Mas o que há de ruim nisso? Sem regra ou lei, caso haja um desentendimento, não há muito o que se possa fazer. O "poder real" de participação política está nas mãos do porta-voz, que pode literalmente fazer tudo como bem entende, sem ouvir os membros eleitos com ele na campanha.
Há uma PEC (Proposta de Emenda à Constituição) criada em 2017, que propõe a regulamentação do mandato coletivo, mas ainda tramita na Câmara dos deputados, aguardando a análise da CCJ (Comissão de Constituição e Justiça e de Cidadania), em relação à sua admissibilidade, caso aprovada, ainda precisa passar por uma comissão especial que irá analisar o seu mérito, para enfim seguir para votação em dois turnos no Plenário da Câmara.
Burocracia ainda cria entraves
Criar Projetos de Lei e levá-los adiante ainda é uma tarefa que esbarra na burocracia e torna o processo longo e moroso. Essa é outra barreira que afasta a capacidade da política de encontrar cenários de fato coletivos, pelo menos, não sem as burocracias e tramites processuais. Entre os candidatos e codeputados ouvidos, esta foi a principal frustração [burocracia] relatada, ao descobrirem que fazer com que suas ideias coletivas fossem levadas adiante pelo seu porta-voz na Câmara não era tão fácil assim.
Não existe salário
Se ainda não há uma lei que regulamente as candidaturas coletivas, obviamente não existem verbas destinadas exclusivamente para os cocandidatos, caso sejam eleitos. Entre eles também vale o acordo que vai da ocupação de cargos de assessores até o compartilhamento do salário do cargo eletivo.
Modelo representativo não tem participação direta
O modelo de democracia que vivemos é representativa, os candidatos representam o desejo em comum do seu eleitorado. A sociedade civil, ainda participa pouco de diversas decisões e escolhas a não ser na eleição de seus representantes.
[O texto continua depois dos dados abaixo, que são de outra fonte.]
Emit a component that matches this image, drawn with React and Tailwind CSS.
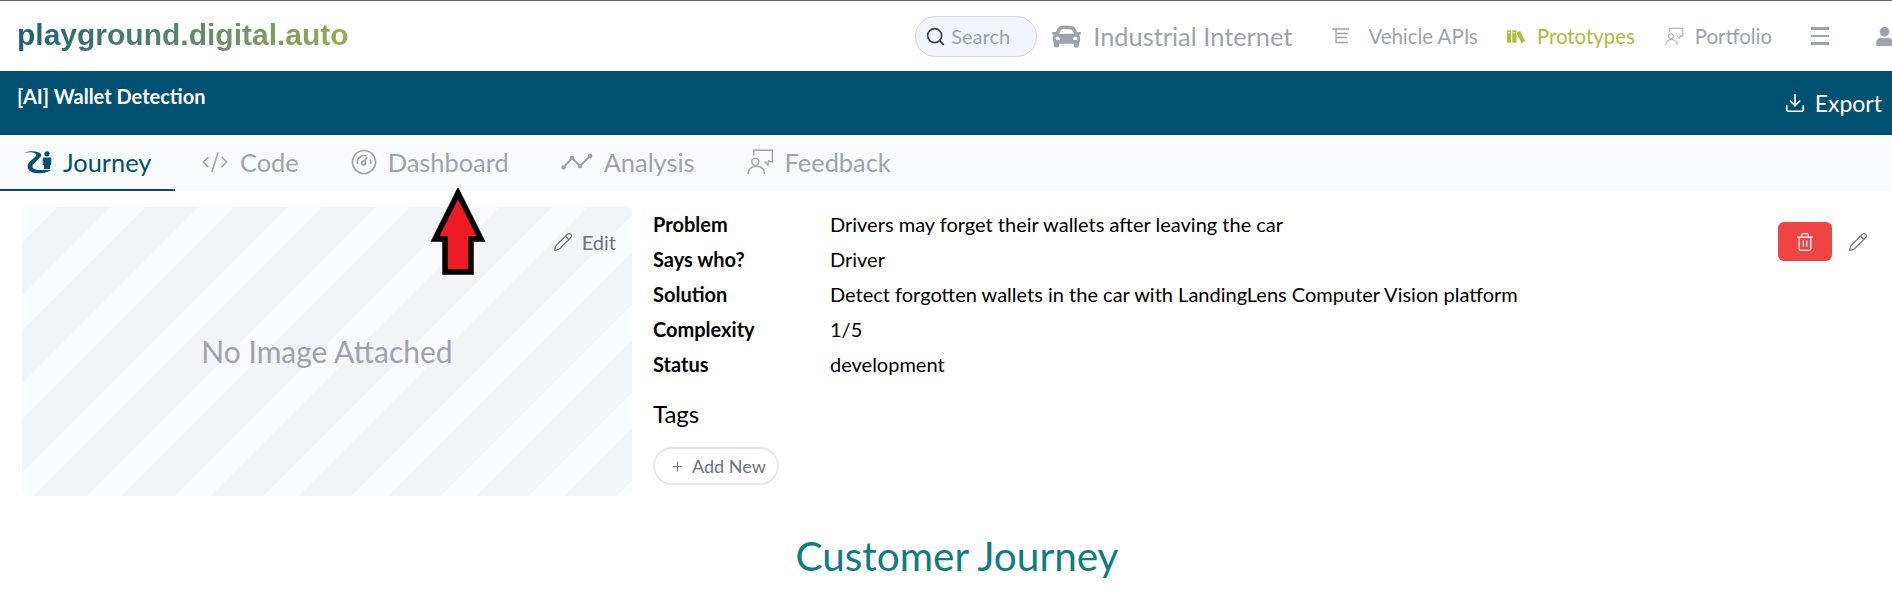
import { Search, Download, Plus, Pencil, Trash2, CodeXml } from "lucide-react";
import { FaCar, FaUser } from "react-icons/fa";
import { ImBooks } from "react-icons/im";

function ApiIcon({ className }) {
  return (
    <svg viewBox="0 0 20 20" fill="none" stroke="currentColor" strokeWidth="1.3" className={className}>
      <path d="M1 3h17M5 3v14M5 7.500h12M5 11.500h11M5 16.500h12" />
    </svg>
  );
}

// person in front of a board, used by Feedback and Portfolio
function PortfolioIcon({ className }) {
  return (
    <svg viewBox="6 8 29 28" fill="none" stroke="currentColor" strokeWidth="1.500" className={className}>
      <circle cx="15" cy="21.700" r="3.800" />
      <path d="M7.300 35c0-5 3-8.300 8.700-8.300s8.700 3.300 8.700 8.300M13.300 15V9.300h20v12.400H30M25 21.700l3.300 3.300 1.200-5" />
    </svg>
  );
}

function JourneyIcon({ className }) {
  return (
    <svg viewBox="0 0 28 23" className={className} fill="currentColor">
      <path d="M0 2C5-.5 14-.5 17 3c1 2-1 3-2 4.500l-6 6c-2 3.500 1 5.500 8 5.500h10c-3 3-13 4-18 2.500-6-2-7-7-3-11 3-3 7-5 6-7.500C10.500 1 4 1 0 2z" />
      <circle cx="23" cy="2.800" r="2.600" />
      <path d="M20 6.500h6c.800 0 1.300.5 1.300 1.300V14h-1.300v4h-6v-4h-1.300V7.800c0-.8.500-1.300 1.300-1.300z" />
    </svg>
  );
}

function GaugeIcon({ className }) {
  return (
    <svg viewBox="0 0 26 26" fill="none" stroke="currentColor" strokeWidth="1.700" className={className}>
      <circle cx="13" cy="13" r="11.500" />
      <path d="M6.500 15a6.800 6.800 0 0 1 9-8M19.300 10.500a6.800 6.800 0 0 1 .3 4.500" />
      <circle cx="12.500" cy="14" r="2" />
      <path d="M13.500 12.500l2.500-4.500" />
    </svg>
  );
}

function AnalysisIcon({ className }) {
  return (
    <svg viewBox="0 0 32 18" fill="none" stroke="currentColor" strokeWidth="1.900" className={className}>
      <path d="M2.500 14.500L11 5l8 8L29 3" />
      <g fill="currentColor" stroke="none">
        <circle cx="2.500" cy="14.500" r="2.300" />
        <circle cx="11" cy="5" r="2.300" />
        <circle cx="19" cy="13" r="2.300" />
        <circle cx="29" cy="3" r="2.300" />
      </g>
    </svg>
  );
}

function RedArrow() {
  return (
    <svg viewBox="0 0 56 88" className="absolute left-[430px] top-[188px] w-[56px] h-[88px]">
      <path d="M28 5L51 51H41V84H15V51H5z" fill="#ed1c24" stroke="#000" strokeWidth="5.500" strokeLinejoin="miter" />
    </svg>
  );
}

const tabs = [
  { label: "Journey", icon: JourneyIcon, size: "w-[28px] h-[23px]", active: true },
  { label: "Code", icon: CodeXml, size: "w-[28px] h-[28px] stroke-[1.3]" },
  { label: "Dashboard", icon: GaugeIcon, size: "w-[26px] h-[26px]" },
  { label: "Analysis", icon: AnalysisIcon, size: "w-[32px] h-[18px]" },
  { label: "Feedback", icon: PortfolioIcon, size: "w-[27px] h-[26px]" },
];

const details = [
  ["Problem", "Drivers may forget their wallets after leaving the car"],
  ["Says who?", "Driver"],
  ["Solution", "Detect forgotten wallets in the car with LandingLens Computer Vision platform"],
  ["Complexity", "1/5"],
  ["Status", "development"],
];

export default function App() {
  return (
    <div className="relative h-[602px] overflow-hidden bg-white font-['Lato',sans-serif] text-black">
      <header className="flex h-[71px] items-center border-t border-[#666] pl-[17px]">
        <span className="mt-[-3px] bg-gradient-to-r from-[#1d5f78] to-[#97ad50] bg-clip-text font-['Liberation_Sans',sans-serif] text-[30px] font-bold text-transparent">
          playground.digital.auto
        </span>
        <div className="ml-auto mr-[-2px] flex shrink-0 items-center text-[20.4px] text-[#9ca3af]">
          <div className="flex h-[41px] w-[122px] items-center gap-[5px] rounded-full border border-[#d1d5db] bg-[#f1f5f9] pl-[9px] text-[20px] text-[#94a3b8]">
            <Search className="h-[21px] w-[21px] text-[#374151]" strokeWidth={1.8} />
            Search
          </div>
          <FaCar className="ml-[15px] h-[29px] w-[29px]" />
          <span className="ml-[12px] text-[25.4px]">Industrial Internet</span>
          <ApiIcon className="ml-[39px] h-[20px] w-[20px]" />
          <span className="ml-[17px]">Vehicle APIs</span>
          <ImBooks className="ml-[29px] h-[19px] w-[19px] text-[#aebd38]" />
          <span className="ml-[11px] text-[#aebd38]">Prototypes</span>
          <PortfolioIcon className="ml-[30px] h-[19px] w-[19px]" />
          <span className="ml-[11px]">Portfolio</span>
          <div className="ml-[39px] flex w-[18px] flex-col gap-[5px]">
            <div className="h-[2.500px] bg-[#9ca3af]" />
            <div className="h-[2.500px] bg-[#9ca3af]" />
            <div className="h-[2.500px] bg-[#9ca3af]" />
          </div>
          <FaUser className="ml-[46px] h-[19px] w-[19px] shrink-0" />
        </div>
      </header>

      <div className="flex h-[64px] items-start justify-between bg-[#005072] pl-[17px] pr-[10px] text-white">
        <span className="mt-[10px] text-[20px] font-bold leading-[30px]">[AI] Wallet Detection</span>
        <div className="mt-[17px] flex items-center gap-[9px] text-[23px] leading-[30px]">
          <Download className="h-[22px] w-[22px]" strokeWidth={1.8} />
          Export
        </div>
      </div>

      <nav className="flex h-[56px] bg-[#f8fafc] text-[25.4px] text-[#9ca3af]">
        {tabs.map((t) => (
          <div
            key={t.label}
            className={
              t.active
                ? "flex w-[175px] items-center gap-[11px] border-b-2 border-[#005072] pl-[24px] text-[#005072]"
                : "flex items-center gap-[11px] border-b-2 border-transparent pl-[26px] pr-[26px]"
            }
          >
            <t.icon className={t.size} />
            {t.label}
          </div>
        ))}
      </nav>

      <main className="flex items-start pl-[22px] pr-[24px] pt-[16px]">
        <div className="relative flex h-[289px] w-[610px] shrink-0 items-center justify-center rounded-[4px] bg-[repeating-linear-gradient(135deg,#f9fafb_0px,#f9fafb_25px,#f3f4f6_25px,#f3f4f6_62.500px)] text-[30px] text-[#9ca3af]">
          No Image Attached
          <div className="absolute right-[16px] top-[20px] flex items-center gap-[9px] text-[20px] text-[#6b7280]">
            <Pencil className="h-[20px] w-[20px]" strokeWidth={1.5} />
            Edit
          </div>
        </div>

        <div className="ml-[21px] grow text-[20px]">
          <div className="grid grid-cols-[177px_1fr] leading-[35px]">
            {details.map(([k, v]) => (
              <div key={k} className="contents">
                <span className="font-bold">{k}</span>
                <span>{v}</span>
              </div>
            ))}
          </div>
          <div className="mt-[16px] text-[24px] leading-[32px]">Tags</div>
          <div className="mt-[17px] flex h-[38px] w-[126px] items-center gap-[7px] rounded-full border-2 border-[#e5e7eb] pl-[15px] text-[18px] text-[#6b7280]">
            <Plus className="h-[15px] w-[15px]" strokeWidth={1.8} />
            Add New
          </div>
        </div>

        <div className="mt-[15px] flex shrink-0 items-center gap-[16px]">
          <div className="flex h-[39px] w-[54px] items-center justify-center rounded-[6px] bg-[#ef4444] text-white">
            <Trash2 className="h-[20px] w-[20px]" strokeWidth={1.5} />
          </div>
          <Pencil className="h-[20px] w-[20px] text-[#6b7280]" strokeWidth={1.5} />
        </div>
      </main>

      <h1 className="mt-[35px] pl-[22px] text-center text-[40.500px] leading-[50px] text-[#0f7c80]">Customer Journey</h1>

      <RedArrow />
    </div>
  );
}
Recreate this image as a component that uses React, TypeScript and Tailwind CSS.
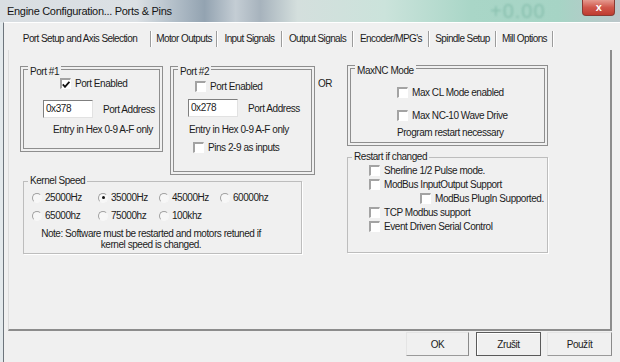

Alguns candidatos tentam criar canais para ouvir o eleitorado, mas as iniciativas ainda não são padronizadas.
Fontes: Chirley Pankará, Codeputada Estadual pelo mandato coletivo da Mandata Ativista, Régis Marques, que participou como candidato a Deputado Estadual pelo PSOL (Partido Socialismo e Liberdade) na Dobradona, mobilização de candidatos a Deputado Estadual e Federal para campanhas com divisão de custos coletivos, Jussara Basso (PSOL), candidata à vereadora da chapa Juntas - Mulheres Sem-Teto, Malu Molina (Cidadania), candidata à vereadora, que adotou programa de pospostas de leis de forma participativa e aberto à sociedade civil.